A major hardware and software vendor is warning of a data centre power disaster sometime in the future. I feel that there is an ulterior motive.
This vendor loses a lot of revenue when SaaS Utilities are created allowing 1000’s of businesses to share infrastructure.
Data centres do go down every now and then, but it is very rare. Usually they are back up quick smart, so this is not a big prediction in my view, just scaremongering.
SaaS utilities know data centres can lose power and they manage for it. One little utility called Google is going as far as starting to fund development of it’s own power generation. Power reliability and reduced power usage are actually two very strong arguments to join the SaaS revolution.
The power burning question is…
Can you run your own self hosted servers at a higher level of power supply related up-time than a SaaS utility can?
SaaS utilities:
- can switch data centres within a Service Level Agreement stated time frame.

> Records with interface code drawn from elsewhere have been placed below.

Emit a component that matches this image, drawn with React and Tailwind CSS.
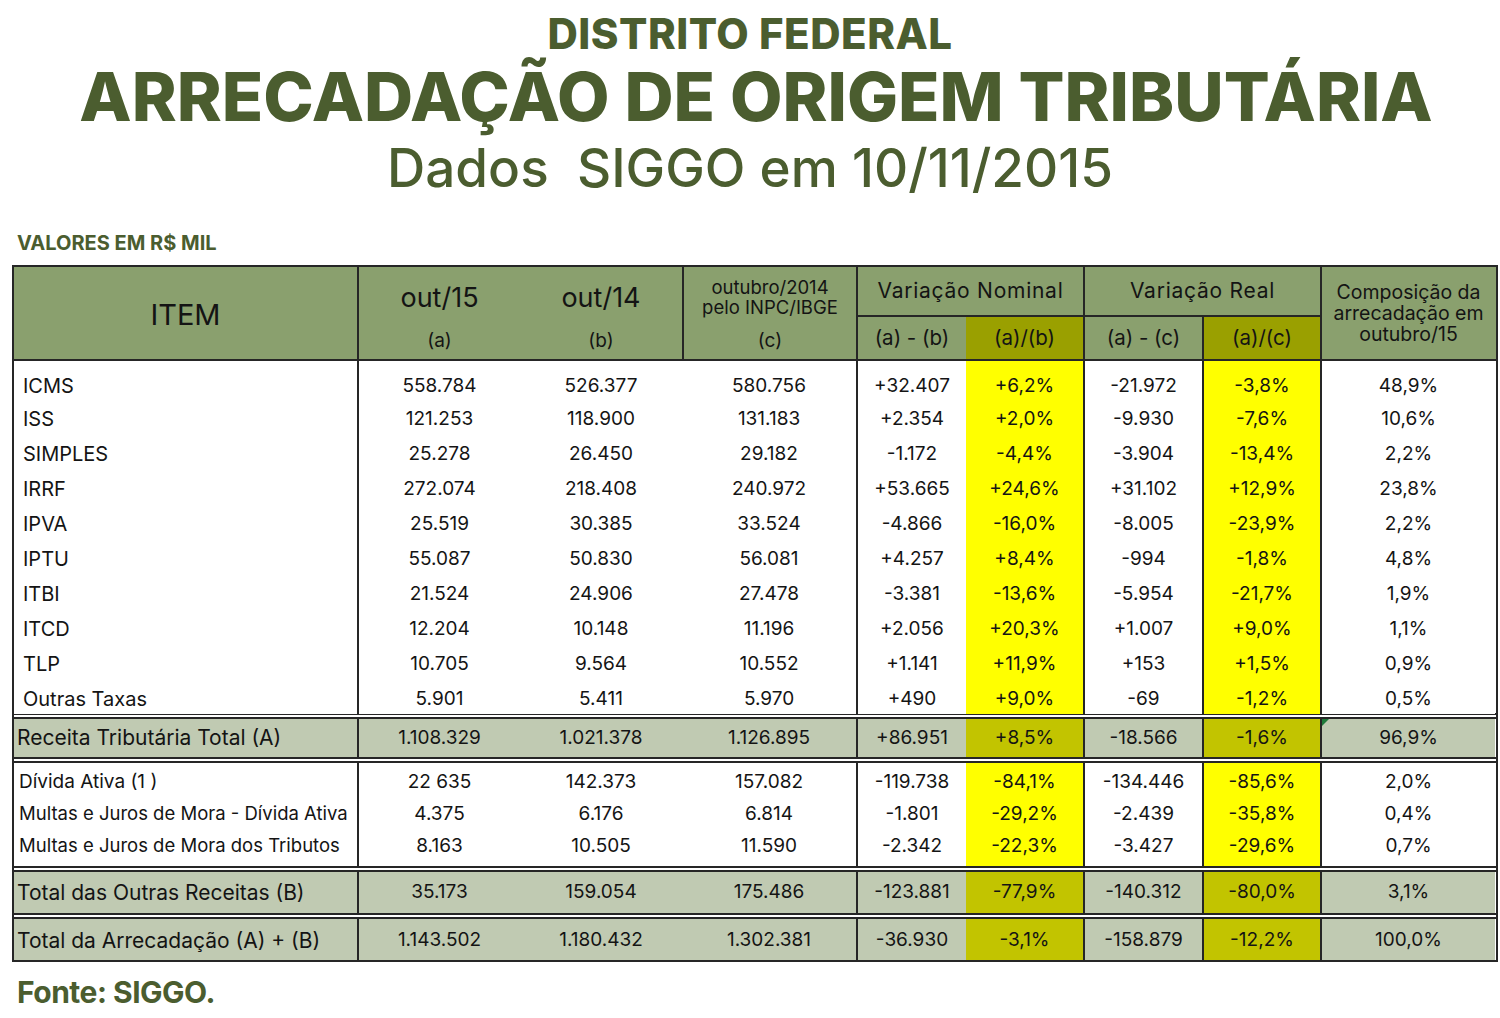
const COLS =
  "grid grid-cols-[343px_163px_162px_174px_110px_117px_119px_118px_175px]";

// vertical lines per column in body and total rows
const lineCls = ["", "border-l-2", "", "", "border-l-2", "", "border-l-2", "border-l-2", "border-l-2"];

const body = [
  ["ICMS", "558.784", "526.377", "580.756", "+32.407", "+6,2%", "-21.972", "-3,8%", "48,9%"],
  ["ISS", "121.253", "118.900", "131.183", "+2.354", "+2,0%", "-9.930", "-7,6%", "10,6%"],
  ["SIMPLES", "25.278", "26.450", "29.182", "-1.172", "-4,4%", "-3.904", "-13,4%", "2,2%"],
  ["IRRF", "272.074", "218.408", "240.972", "+53.665", "+24,6%", "+31.102", "+12,9%", "23,8%"],
  ["IPVA", "25.519", "30.385", "33.524", "-4.866", "-16,0%", "-8.005", "-23,9%", "2,2%"],
  ["IPTU", "55.087", "50.830", "56.081", "+4.257", "+8,4%", "-994", "-1,8%", "4,8%"],
  ["ITBI", "21.524", "24.906", "27.478", "-3.381", "-13,6%", "-5.954", "-21,7%", "1,9%"],
  ["ITCD", "12.204", "10.148", "11.196", "+2.056", "+20,3%", "+1.007", "+9,0%", "1,1%"],
  ["TLP", "10.705", "9.564", "10.552", "+1.141", "+11,9%", "+153", "+1,5%", "0,9%"],
  ["Outras Taxas", "5.901", "5.411", "5.970", "+490", "+9,0%", "-69", "-1,2%", "0,5%"],
];

const receita = ["Receita Tributária Total (A)", "1.108.329", "1.021.378", "1.126.895", "+86.951", "+8,5%", "-18.566", "-1,6%", "96,9%"];

const outras = [
  ["Dívida Ativa (1 )", "22 635", "142.373", "157.082", "-119.738", "-84,1%", "-134.446", "-85,6%", "2,0%"],
  ["Multas e Juros de Mora - Dívida Ativa", "4.375", "6.176", "6.814", "-1.801", "-29,2%", "-2.439", "-35,8%", "0,4%"],
  ["Multas e Juros de Mora dos Tributos", "8.163", "10.505", "11.590", "-2.342", "-22,3%", "-3.427", "-29,6%", "0,7%"],
];

const totalB = ["Total das Outras Receitas (B)", "35.173", "159.054", "175.486", "-123.881", "-77,9%", "-140.312", "-80,0%", "3,1%"];
const totalAB = ["Total da Arrecadação (A) + (B)", "1.143.502", "1.180.432", "1.302.381", "-36.930", "-3,1%", "-158.879", "-12,2%", "100,0%"];

function Row({ cells, h, total, labelCls, pad = "", marker }) {
  return (
    <div className={`${COLS} ${h}`}>
      {cells.map((c, i) => {
        const yellow = i === 5 || i === 7;
        const bg = total
          ? yellow ? "bg-[#c2c400]" : "bg-[#c0cab2]"
          : yellow ? "bg-[#ffff00]" : "bg-white";
        return (
          <div
            key={i}
            className={`relative flex items-center ${pad} ${lineCls[i]} border-[#262626] ${bg} ${
              i === 0 ? labelCls : "justify-center text-[19px]"
            }`}
          >
            {marker && i === 8 && (
              <span className="absolute left-0 top-0 w-0 h-0 border-t-[7px] border-r-[7px] border-t-[#1f7a3a] border-r-transparent" />
            )}
            {c}
          </div>
        );
      })}
    </div>
  );
}

const Double = () => <div className="border-t-[6px] border-double border-[#262626]" />;

export default function App() {
  return (
    <div className="w-[1500px] h-[1018px] bg-white font-['Inter',sans-serif] text-[#141414] overflow-hidden">
      {/* titles */}
      <div className="flex flex-col items-center text-[#4b5d2f] pt-[14px]">
        <h2 className="text-[42px] leading-[40px] font-extrabold tracking-[0.5px]">DISTRITO FEDERAL</h2>
        <h1 className="ml-[12px] text-[68px] leading-[84px] font-extrabold">
          ARRECADAÇÃO DE ORIGEM TRIBUTÁRIA
        </h1>
        <p className="text-[53px] leading-[60px] font-medium whitespace-pre">Dados  SIGGO em 10/11/2015</p>
      </div>

      <p className="mt-[35px] ml-[17px] text-[20px] leading-[20px] font-bold text-[#4b5d2f]">VALORES EM R$ MIL</p>

      {/* table */}
      <div className="mt-[12px] ml-[12px] w-[1486px] border-2 border-[#262626]">
        {/* header */}
        <div className={`${COLS} grid-rows-[50px_42px] bg-[#8aa06e] border-b-2 border-[#262626]`}>
          <div className="row-span-2 flex items-center justify-center pt-[3px] text-[29px]">ITEM</div>
          <div className="row-span-2 border-l-2 border-[#262626] flex flex-col items-center">
            <span className="h-[62px] pt-[16px] text-[27px] leading-[30px]">out/15</span>
            <span className="text-[19px] leading-[24px]">(a)</span>
          </div>
          <div className="row-span-2 flex flex-col items-center">
            <span className="h-[62px] pt-[16px] text-[27px] leading-[30px]">out/14</span>
            <span className="text-[19px] leading-[24px]">(b)</span>
          </div>
          <div className="row-span-2 border-l-2 border-[#262626] flex flex-col items-center">
            <span className="h-[62px] pt-[10px] text-[18.5px] leading-[20px] text-center">
              outubro/2014
              <br />
              pelo INPC/IBGE
            </span>
            <span className="text-[19px] leading-[24px]">(c)</span>
          </div>
          <div className="col-span-2 border-l-2 border-b-2 border-[#262626] flex items-center justify-center text-[21px] tracking-[0.75px]">
            Variação Nominal
          </div>
          <div className="col-span-2 border-l-2 border-b-2 border-[#262626] flex items-center justify-center text-[21px] tracking-[0.75px]">
            Variação Real
          </div>
          <div className="row-span-2 col-start-9 row-start-1 border-l-2 border-[#262626] flex items-center justify-center text-center text-[19.5px] leading-[21px]">
            Composição da
            <br />
            arrecadação em
            <br />
            outubro/15
          </div>
          <div className="col-start-5 row-start-2 border-l-2 border-[#262626] flex items-center justify-center text-[20.5px]">(a) - (b)</div>
          <div className="col-start-6 row-start-2 bg-[#9aa000] flex items-center justify-center text-[20.5px]">(a)/(b)</div>
          <div className="col-start-7 row-start-2 border-l-2 border-[#262626] flex items-center justify-center text-[20.5px]">(a) - (c)</div>
          <div className="col-start-8 row-start-2 border-l-2 border-[#262626] bg-[#9aa000] flex items-center justify-center text-[20.5px]">(a)/(c)</div>
        </div>

        {/* taxes */}
        {body.map((r, i) => (
          <Row
            key={r[0]}
            cells={r}
            h={i === 0 ? "h-[37px]" : "h-[35px]"}
            pad={i === 0 ? "pt-[10px]" : "pt-[6px]"}
            labelCls="pl-[9px] text-[20px]"
          />
        ))}
        <Double />
        <Row cells={receita} h="h-[38px]" total marker labelCls="pl-[3px] text-[21px]" />
        <Double />
        <Row cells={outras[0]} h="h-[34px]" pad="pt-[5px]" labelCls="pl-[5px] text-[19px]" />
        <Row cells={outras[1]} h="h-[32px]" pad="pt-[2px]" labelCls="pl-[5px] text-[18.5px]" />
        <Row cells={outras[2]} h="h-[37px]" pad="pb-[3px]" labelCls="pl-[5px] text-[18.5px]" />
        <Double />
        <Row cells={totalB} h="h-[41px]" total labelCls="pl-[3px] text-[21px]" />
        <Double />
        <Row cells={totalAB} h="h-[41px]" total pad="pt-[2px]" labelCls="pl-[3px] text-[21px]" />
      </div>

      <p className="mt-[15px] ml-[17px] text-[30px] leading-[30px] font-bold text-[#4b5d2f] tracking-[-0.5px]">Fonte: SIGGO.</p>
    </div>
  );
}
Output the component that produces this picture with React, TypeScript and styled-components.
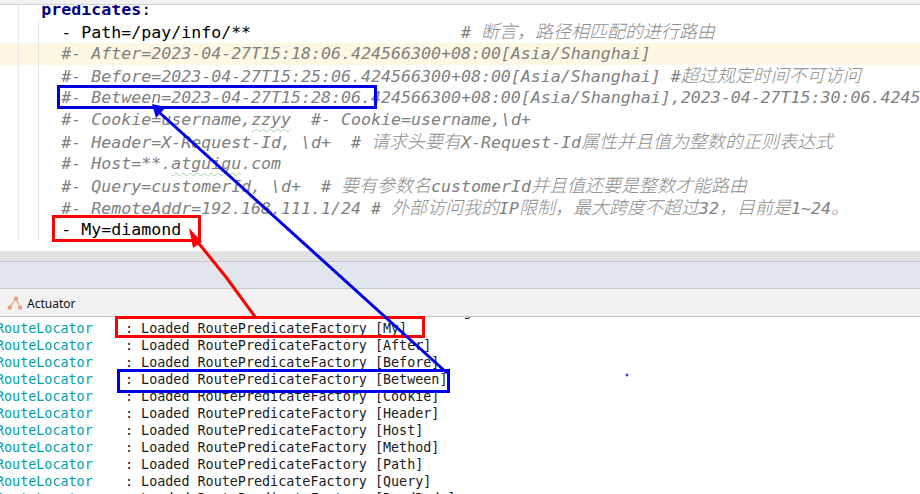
import React from 'react'
import styled, { createGlobalStyle } from 'styled-components'

const GlobalStyle = createGlobalStyle`
	html, body {
		margin: 0;
		padding: 0;
		width: 920px;
		height: 494px;
		overflow: hidden;
		background: #fff;
	}
`

const Page = styled.div`
	position: relative;
	display: flex;
	flex-direction: column;
	width: 920px;
	height: 494px;
	overflow: hidden;
`

const TopBar = styled.div`
	height: 4px;
	flex: none;
	background: #f2f2f2;
	border-bottom: 1px solid #d1d1d1;
`

const Editor = styled.div`
	position: relative;
	height: 246px;
	flex: none;
	overflow: hidden;
	background: #fff;
	font: 16.6px 'DejaVu Sans Mono', monospace;

	&::before {
		content: '';
		position: absolute;
		left: 18px;
		top: 0;
		height: 235px;
		border-left: 1px solid #e8e8e8;
		z-index: 1;
	}

	&::after {
		content: '';
		position: absolute;
		left: 38px;
		top: 15px;
		height: 220px;
		border-left: 1px solid #e4e4e4;
		z-index: 1;
	}
`

const Lines = styled.div`
	margin-top: -6.5px;
`

const Line = styled.div<{ $indent?: number; $comment?: boolean; $active?: boolean }>`
	height: 22.1px;
	line-height: 22.1px;
	padding-left: ${p => p.$indent ?? 61.3}px;
	white-space: pre;
	color: ${p => (p.$comment ? '#808080' : '#000')};
	font-style: ${p => (p.$comment ? 'italic' : 'normal')};
	background: ${p => (p.$active ? '#fdf7e3' : 'transparent')};
`

const Key = styled.span`
	color: #000080;
	font-weight: bold;
`

const Comment = styled.span`
	color: #808080;
	font-style: italic;
`

const Cjk = styled.span`
	font-family: 'Noto Sans CJK SC', sans-serif;
	font-size: 18px;
	font-weight: 300;
	line-height: 1;
	color: #8c8c8c;
`

const Typo = styled.span`
	text-decoration: underline wavy #a6d0a6 1px;
	text-underline-offset: 3px;
`

const Splitter = styled.div`
	height: 10px;
	flex: none;
	background: #e1e1e1;
	border-bottom: 1px solid #c9c9c9;
`

const TabStrip = styled.div`
	height: 26px;
	flex: none;
	background: #e1e5ee;
	border-bottom: 1px solid #c9c9c9;
`

const Toolbar = styled.div`
	display: flex;
	align-items: center;
	gap: 3px;
	height: 26px;
	flex: none;
	padding: 1px 0 0 7px;
	background: #f2f2f2;
	border-bottom: 1px solid #c9c9c9;
	font: 12px 'Noto Sans', sans-serif;
	color: #111;
`

const Console = styled.div`
	flex: 1;
	min-height: 0;
	overflow: hidden;
	background: #fff;
	font: 13.4px 'DejaVu Sans Mono', monospace;
	color: #1a1a1a;
`

const ConsoleRows = styled.div`
	margin-top: -14px;
	margin-left: -4px;
`

const LogRow = styled.div`
	height: 17px;
	line-height: 17px;
	white-space: pre;
`

const Logger = styled.span`
	color: #00a0aa;
`

const Mark = styled.div<{ $color: string; $left: number; $top: number; $width: number; $height: number }>`
	position: absolute;
	left: ${p => p.$left}px;
	top: ${p => p.$top}px;
	width: ${p => p.$width}px;
	height: ${p => p.$height}px;
	box-sizing: border-box;
	border: 3px solid ${p => p.$color};
	z-index: 2;
`

const Arrows = styled.svg`
	position: absolute;
	left: 0;
	top: 0;
	z-index: 3;
	pointer-events: none;
`

function ActuatorIcon() {
	return (
		<svg width='17' height='17' viewBox='0 0 17 17'>
			<path d='M2.5 12.5 L9 3.5 L13 12.5' fill='none' stroke='#f2ab8c' strokeWidth='1.4' />
			<circle cx='2.8' cy='12.6' r='2.2' fill='#f09a78' />
			<circle cx='9' cy='3.6' r='2.2' fill='#f09a78' />
			<circle cx='13.2' cy='12.6' r='2.2' fill='#f09a78' />
		</svg>
	)
}

const factories = ['My', 'After', 'Before', 'Between', 'Cookie', 'Header', 'Host', 'Method', 'Path', 'Query', 'ReadBody']

export default function App() {
	return (
		<Page>
			<GlobalStyle />
			<TopBar />
			<Editor>
				<Lines>
					<Line $indent={41.3}><Key>predicates</Key>:</Line>
					<Line>- Path=/pay/info/**{' '.repeat(21)}<Comment># <Cjk>断言，路径相匹配的进行路由</Cjk></Comment></Line>
					<Line $comment $active>#- After=2023-04-27T15:18:06.424566300+08:00[Asia/Shanghai]</Line>
					<Line $comment>#- Before=2023-04-27T15:25:06.424566300+08:00[Asia/Shanghai] #<Cjk>超过规定时间不可访问</Cjk></Line>
					<Line $comment>#- Between=2023-04-27T15:28:06.424566300+08:00[Asia/Shanghai],2023-04-27T15:30:06.424566300+08:00[Asia/Shanghai]</Line>
					<Line $comment>#- Cookie=username,<Typo>zzyy</Typo>  #- Cookie=username,\d+</Line>
					<Line $comment>#- Header=X-Request-Id, \d+  # <Cjk>请求头要有</Cjk>X-Request-Id<Cjk>属性并且值为整数的正则表达式</Cjk></Line>
					<Line $comment>#- Host=**.<Typo>atguigu</Typo>.com</Line>
					<Line $comment>#- Query=customerId, \d+  # <Cjk>要有参数名</Cjk>customerId<Cjk>并且值还要是整数才能路由</Cjk></Line>
					<Line $comment>#- RemoteAddr=192.168.111.1/24 # <Cjk>外部访问我的</Cjk>IP<Cjk>限制，最大跨度不超过</Cjk>32<Cjk>，目前是</Cjk>1~24<Cjk>。</Cjk></Line>
					<Line>- My=diamond</Line>
				</Lines>
			</Editor>
			<Splitter />
			<TabStrip />
			<Toolbar>
				<ActuatorIcon />
				Actuator
			</Toolbar>
			<Console>
				<ConsoleRows>
					<LogRow>{' '.repeat(39)}g{' '.repeat(18)}g</LogRow>
					{factories.map(name => (
						<LogRow key={name}>
							<Logger>RouteLocator</Logger>    : Loaded RoutePredicateFactory [{name}]
						</LogRow>
					))}
				</ConsoleRows>
			</Console>
			<Mark $color='#0000e6' $left={57} $top={85} $width={320} $height={24} />
			<Mark $color='#ff0000' $left={52} $top={215} $width={149} $height={27} />
			<Mark $color='#ff0000' $left={115} $top={316} $width={310} $height={22} />
			<Mark $color='#0000e6' $left={117} $top={369} $width={333} $height={24} />
			<Arrows width='920' height='494' viewBox='0 0 920 494'>
				<path d='M160 113 L447 373' stroke='#0000e6' strokeWidth='3' fill='none' />
				<path d='M152 104 L166 107 L156 118 Z' fill='#0000e6' />
				<path d='M196 240 L226 277 L256 318' stroke='#ff0000' strokeWidth='3' fill='none' />
				<path d='M189 228 L202 242 L193 248 Z' fill='#ff0000' />
				<path d='M627 373.5 V376.5 M625.5 375 H628.5' stroke='#0000e6' strokeWidth='1' />
			</Arrows>
		</Page>
	)
}
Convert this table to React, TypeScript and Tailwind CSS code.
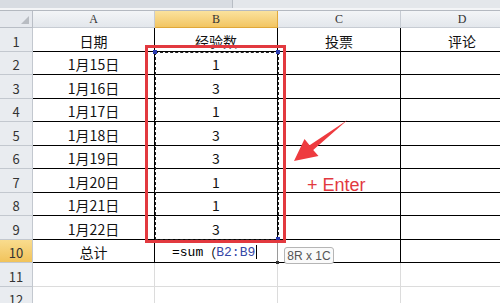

- have a uninterrupted power supplies.
- have capacity to send users to alternate nodes in different countries.
- have power surge filtering. That little power-surge protected power pack might not cover you in a direct lightening strike.
- have 24×7 monitoring so that problems begin being addressed immediately.
- consider the energy usage of their servers so as to optimise energy usage and cooling requirements.
Generally speaking hardware and software vendors are likely to suffer a negative revenue impact from businesses migrating to the SaaS world from the Software world. SaaS means thousands of businesses share networks instead of buying their own. It doesn’t take much common sense to realise the impact on software and hardware vendors.
What does the current SaaS revolution mean for these old economy vendors? Less sales, change their business model or fight the trend? We wait patiently to welcome them to the energy eco-friendly world of SaaS.